● **Problem to solve**:
Make an exact copy of the entries below.

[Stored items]
--------------------------------------------------

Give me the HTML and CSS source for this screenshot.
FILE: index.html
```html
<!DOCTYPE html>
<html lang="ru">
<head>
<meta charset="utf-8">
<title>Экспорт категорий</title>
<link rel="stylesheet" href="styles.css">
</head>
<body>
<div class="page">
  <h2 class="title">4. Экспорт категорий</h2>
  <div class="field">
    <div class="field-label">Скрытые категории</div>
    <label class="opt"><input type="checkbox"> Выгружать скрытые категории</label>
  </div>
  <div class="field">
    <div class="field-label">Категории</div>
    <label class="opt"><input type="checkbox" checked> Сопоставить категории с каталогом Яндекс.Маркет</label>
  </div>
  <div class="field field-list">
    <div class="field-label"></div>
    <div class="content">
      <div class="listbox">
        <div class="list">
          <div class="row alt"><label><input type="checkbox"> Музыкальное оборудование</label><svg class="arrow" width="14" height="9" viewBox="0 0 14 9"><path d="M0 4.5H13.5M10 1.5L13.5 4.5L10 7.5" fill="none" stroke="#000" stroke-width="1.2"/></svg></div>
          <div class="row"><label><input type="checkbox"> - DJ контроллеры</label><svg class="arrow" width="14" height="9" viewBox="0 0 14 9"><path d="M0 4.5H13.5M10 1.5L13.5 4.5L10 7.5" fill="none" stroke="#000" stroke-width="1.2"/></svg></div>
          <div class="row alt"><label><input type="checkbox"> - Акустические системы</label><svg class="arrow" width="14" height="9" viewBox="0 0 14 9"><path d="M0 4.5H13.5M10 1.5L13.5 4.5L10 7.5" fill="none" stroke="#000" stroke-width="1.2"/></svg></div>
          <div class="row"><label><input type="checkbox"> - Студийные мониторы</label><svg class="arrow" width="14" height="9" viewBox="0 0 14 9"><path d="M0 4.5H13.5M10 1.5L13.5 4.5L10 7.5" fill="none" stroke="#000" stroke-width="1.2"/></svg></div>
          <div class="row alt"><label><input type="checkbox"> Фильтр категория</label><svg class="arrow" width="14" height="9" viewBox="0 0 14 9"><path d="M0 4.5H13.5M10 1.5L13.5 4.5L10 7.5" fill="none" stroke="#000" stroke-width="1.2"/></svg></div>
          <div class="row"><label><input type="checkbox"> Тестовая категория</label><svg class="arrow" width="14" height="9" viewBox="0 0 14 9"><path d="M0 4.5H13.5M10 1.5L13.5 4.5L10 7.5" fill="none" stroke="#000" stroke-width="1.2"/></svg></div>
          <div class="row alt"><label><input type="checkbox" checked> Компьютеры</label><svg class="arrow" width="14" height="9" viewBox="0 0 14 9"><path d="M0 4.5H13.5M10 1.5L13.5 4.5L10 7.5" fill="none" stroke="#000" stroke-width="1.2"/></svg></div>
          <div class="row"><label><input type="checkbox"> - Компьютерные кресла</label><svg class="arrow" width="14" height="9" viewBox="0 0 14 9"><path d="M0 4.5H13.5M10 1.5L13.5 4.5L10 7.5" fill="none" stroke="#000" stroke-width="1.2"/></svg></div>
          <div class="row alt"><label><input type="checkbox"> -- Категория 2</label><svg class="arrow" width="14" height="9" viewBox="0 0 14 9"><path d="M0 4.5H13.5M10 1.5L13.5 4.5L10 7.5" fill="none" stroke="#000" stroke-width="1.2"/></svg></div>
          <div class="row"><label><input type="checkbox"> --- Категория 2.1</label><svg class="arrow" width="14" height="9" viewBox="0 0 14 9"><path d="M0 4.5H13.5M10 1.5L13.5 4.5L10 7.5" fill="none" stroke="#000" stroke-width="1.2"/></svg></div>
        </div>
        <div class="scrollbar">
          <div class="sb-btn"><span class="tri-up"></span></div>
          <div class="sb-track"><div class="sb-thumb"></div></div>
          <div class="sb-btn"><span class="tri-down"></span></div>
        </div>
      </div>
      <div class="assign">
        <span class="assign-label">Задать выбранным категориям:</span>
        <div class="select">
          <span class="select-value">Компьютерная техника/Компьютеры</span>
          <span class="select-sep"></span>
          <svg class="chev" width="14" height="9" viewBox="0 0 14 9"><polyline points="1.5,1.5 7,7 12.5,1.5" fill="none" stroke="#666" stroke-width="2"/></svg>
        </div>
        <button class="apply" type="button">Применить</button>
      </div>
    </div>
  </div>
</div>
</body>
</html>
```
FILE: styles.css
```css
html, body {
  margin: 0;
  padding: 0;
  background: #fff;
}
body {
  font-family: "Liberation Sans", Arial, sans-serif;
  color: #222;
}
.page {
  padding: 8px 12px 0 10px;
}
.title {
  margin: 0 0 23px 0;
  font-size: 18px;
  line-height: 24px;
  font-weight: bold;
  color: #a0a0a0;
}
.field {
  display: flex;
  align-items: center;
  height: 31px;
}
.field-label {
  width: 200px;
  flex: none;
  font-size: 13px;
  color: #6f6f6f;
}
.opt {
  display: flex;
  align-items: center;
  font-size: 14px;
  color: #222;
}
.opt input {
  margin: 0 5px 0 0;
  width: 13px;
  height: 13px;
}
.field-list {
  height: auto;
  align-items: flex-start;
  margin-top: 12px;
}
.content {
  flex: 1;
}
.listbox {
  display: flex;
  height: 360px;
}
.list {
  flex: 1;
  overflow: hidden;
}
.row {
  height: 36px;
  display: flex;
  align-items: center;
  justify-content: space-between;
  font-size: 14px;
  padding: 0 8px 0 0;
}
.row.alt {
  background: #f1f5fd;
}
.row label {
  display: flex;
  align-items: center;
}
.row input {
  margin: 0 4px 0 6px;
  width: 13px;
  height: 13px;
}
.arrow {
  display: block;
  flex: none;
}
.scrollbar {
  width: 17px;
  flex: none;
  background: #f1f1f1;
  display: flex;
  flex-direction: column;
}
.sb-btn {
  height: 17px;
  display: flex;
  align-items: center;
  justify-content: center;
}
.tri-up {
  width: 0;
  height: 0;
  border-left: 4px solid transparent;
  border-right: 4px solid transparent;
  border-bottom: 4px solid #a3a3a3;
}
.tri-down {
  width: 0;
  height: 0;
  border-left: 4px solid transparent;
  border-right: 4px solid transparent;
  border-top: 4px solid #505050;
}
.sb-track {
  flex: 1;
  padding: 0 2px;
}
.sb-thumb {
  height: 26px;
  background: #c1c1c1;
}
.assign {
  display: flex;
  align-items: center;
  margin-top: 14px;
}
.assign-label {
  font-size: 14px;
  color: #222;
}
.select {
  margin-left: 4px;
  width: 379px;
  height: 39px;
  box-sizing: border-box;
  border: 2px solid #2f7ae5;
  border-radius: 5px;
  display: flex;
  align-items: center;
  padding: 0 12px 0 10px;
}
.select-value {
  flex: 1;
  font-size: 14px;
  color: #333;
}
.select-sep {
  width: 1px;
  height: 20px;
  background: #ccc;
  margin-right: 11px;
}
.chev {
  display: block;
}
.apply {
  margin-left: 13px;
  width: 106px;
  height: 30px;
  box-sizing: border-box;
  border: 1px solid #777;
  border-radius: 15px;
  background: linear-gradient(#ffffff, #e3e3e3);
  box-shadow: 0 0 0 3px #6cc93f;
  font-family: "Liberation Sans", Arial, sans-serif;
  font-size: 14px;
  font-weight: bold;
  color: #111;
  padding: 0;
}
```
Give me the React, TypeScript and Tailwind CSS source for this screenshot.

--------------------------------------------------

● **The completed task**:
Give me the HTML and CSS source for this screenshot.
FILE: index.html
```html
<!DOCTYPE html>
<html lang="ru">
<head>
<meta charset="utf-8">
<title>Экспорт категорий</title>
<link rel="stylesheet" href="styles.css">
</head>
<body>
<div class="page">
  <h2 class="title">4. Экспорт категорий</h2>
  <div class="field">
    <div class="field-label">Скрытые категории</div>
    <label class="opt"><input type="checkbox"> Выгружать скрытые категории</label>
  </div>
  <div class="field">
    <div class="field-label">Категории</div>
    <label class="opt"><input type="checkbox" checked> Сопоставить категории с каталогом Яндекс.Маркет</label>
  </div>
  <div class="field field-list">
    <div class="field-label"></div>
    <div class="content">
      <div class="listbox">
        <div class="list">
          <div class="row alt"><label><input type="checkbox"> Музыкальное оборудование</label><svg class="arrow" width="14" height="9" viewBox="0 0 14 9"><path d="M0 4.5H13.5M10 1.5L13.5 4.5L10 7.5" fill="none" stroke="#000" stroke-width="1.2"/></svg></div>
          <div class="row"><label><input type="checkbox"> - DJ контроллеры</label><svg class="arrow" width="14" height="9" viewBox="0 0 14 9"><path d="M0 4.5H13.5M10 1.5L13.5 4.5L10 7.5" fill="none" stroke="#000" stroke-width="1.2"/></svg></div>
          <div class="row alt"><label><input type="checkbox"> - Акустические системы</label><svg class="arrow" width="14" height="9" viewBox="0 0 14 9"><path d="M0 4.5H13.5M10 1.5L13.5 4.5L10 7.5" fill="none" stroke="#000" stroke-width="1.2"/></svg></div>
          <div class="row"><label><input type="checkbox"> - Студийные мониторы</label><svg class="arrow" width="14" height="9" viewBox="0 0 14 9"><path d="M0 4.5H13.5M10 1.5L13.5 4.5L10 7.5" fill="none" stroke="#000" stroke-width="1.2"/></svg></div>
          <div class="row alt"><label><input type="checkbox"> Фильтр категория</label><svg class="arrow" width="14" height="9" viewBox="0 0 14 9"><path d="M0 4.5H13.5M10 1.5L13.5 4.5L10 7.5" fill="none" stroke="#000" stroke-width="1.2"/></svg></div>
          <div class="row"><label><input type="checkbox"> Тестовая категория</label><svg class="arrow" width="14" height="9" viewBox="0 0 14 9"><path d="M0 4.5H13.5M10 1.5L13.5 4.5L10 7.5" fill="none" stroke="#000" stroke-width="1.2"/></svg></div>
          <div class="row alt"><label><input type="checkbox" checked> Компьютеры</label><svg class="arrow" width="14" height="9" viewBox="0 0 14 9"><path d="M0 4.5H13.5M10 1.5L13.5 4.5L10 7.5" fill="none" stroke="#000" stroke-width="1.2"/></svg></div>
          <div class="row"><label><input type="checkbox"> - Компьютерные кресла</label><svg class="arrow" width="14" height="9" viewBox="0 0 14 9"><path d="M0 4.5H13.5M10 1.5L13.5 4.5L10 7.5" fill="none" stroke="#000" stroke-width="1.2"/></svg></div>
          <div class="row alt"><label><input type="checkbox"> -- Категория 2</label><svg class="arrow" width="14" height="9" viewBox="0 0 14 9"><path d="M0 4.5H13.5M10 1.5L13.5 4.5L10 7.5" fill="none" stroke="#000" stroke-width="1.2"/></svg></div>
          <div class="row"><label><input type="checkbox"> --- Категория 2.1</label><svg class="arrow" width="14" height="9" viewBox="0 0 14 9"><path d="M0 4.5H13.5M10 1.5L13.5 4.5L10 7.5" fill="none" stroke="#000" stroke-width="1.2"/></svg></div>
        </div>
        <div class="scrollbar">
          <div class="sb-btn"><span class="tri-up"></span></div>
          <div class="sb-track"><div class="sb-thumb"></div></div>
          <div class="sb-btn"><span class="tri-down"></span></div>
        </div>
      </div>
      <div class="assign">
        <span class="assign-label">Задать выбранным категориям:</span>
        <div class="select">
          <span class="select-value">Компьютерная техника/Компьютеры</span>
          <span class="select-sep"></span>
          <svg class="chev" width="14" height="9" viewBox="0 0 14 9"><polyline points="1.5,1.5 7,7 12.5,1.5" fill="none" stroke="#666" stroke-width="2"/></svg>
        </div>
        <button class="apply" type="button">Применить</button>
      </div>
    </div>
  </div>
</div>
</body>
</html>
```
FILE: styles.css
```css
html, body {
  margin: 0;
  padding: 0;
  background: #fff;
}
body {
  font-family: "Liberation Sans", Arial, sans-serif;
  color: #222;
}
.page {
  padding: 8px 12px 0 10px;
}
.title {
  margin: 0 0 23px 0;
  font-size: 18px;
  line-height: 24px;
  font-weight: bold;
  color: #a0a0a0;
}
.field {
  display: flex;
  align-items: center;
  height: 31px;
}
.field-label {
  width: 200px;
  flex: none;
  font-size: 13px;
  color: #6f6f6f;
}
.opt {
  display: flex;
  align-items: center;
  font-size: 14px;
  color: #222;
}
.opt input {
  margin: 0 5px 0 0;
  width: 13px;
  height: 13px;
}
.field-list {
  height: auto;
  align-items: flex-start;
  margin-top: 12px;
}
.content {
  flex: 1;
}
.listbox {
  display: flex;
  height: 360px;
}
.list {
  flex: 1;
  overflow: hidden;
}
.row {
  height: 36px;
  display: flex;
  align-items: center;
  justify-content: space-between;
  font-size: 14px;
  padding: 0 8px 0 0;
}
.row.alt {
  background: #f1f5fd;
}
.row label {
  display: flex;
  align-items: center;
}
.row input {
  margin: 0 4px 0 6px;
  width: 13px;
  height: 13px;
}
.arrow {
  display: block;
  flex: none;
}
.scrollbar {
  width: 17px;
  flex: none;
  background: #f1f1f1;
  display: flex;
  flex-direction: column;
}
.sb-btn {
  height: 17px;
  display: flex;
  align-items: center;
  justify-content: center;
}
.tri-up {
  width: 0;
  height: 0;
  border-left: 4px solid transparent;
  border-right: 4px solid transparent;
  border-bottom: 4px solid #a3a3a3;
}
.tri-down {
  width: 0;
  height: 0;
  border-left: 4px solid transparent;
  border-right: 4px solid transparent;
  border-top: 4px solid #505050;
}
.sb-track {
  flex: 1;
  padding: 0 2px;
}
.sb-thumb {
  height: 26px;
  background: #c1c1c1;
}
.assign {
  display: flex;
  align-items: center;
  margin-top: 14px;
}
.assign-label {
  font-size: 14px;
  color: #222;
}
.select {
  margin-left: 4px;
  width: 379px;
  height: 39px;
  box-sizing: border-box;
  border: 2px solid #2f7ae5;
  border-radius: 5px;
  display: flex;
  align-items: center;
  padding: 0 12px 0 10px;
}
.select-value {
  flex: 1;
  font-size: 14px;
  color: #333;
}
.select-sep {
  width: 1px;
  height: 20px;
  background: #ccc;
  margin-right: 11px;
}
.chev {
  display: block;
}
.apply {
  margin-left: 13px;
  width: 106px;
  height: 30px;
  box-sizing: border-box;
  border: 1px solid #777;
  border-radius: 15px;
  background: linear-gradient(#ffffff, #e3e3e3);
  box-shadow: 0 0 0 3px #6cc93f;
  font-family: "Liberation Sans", Arial, sans-serif;
  font-size: 14px;
  font-weight: bold;
  color: #111;
  padding: 0;
}
```
Give me the React, TypeScript and Tailwind CSS source for this screenshot.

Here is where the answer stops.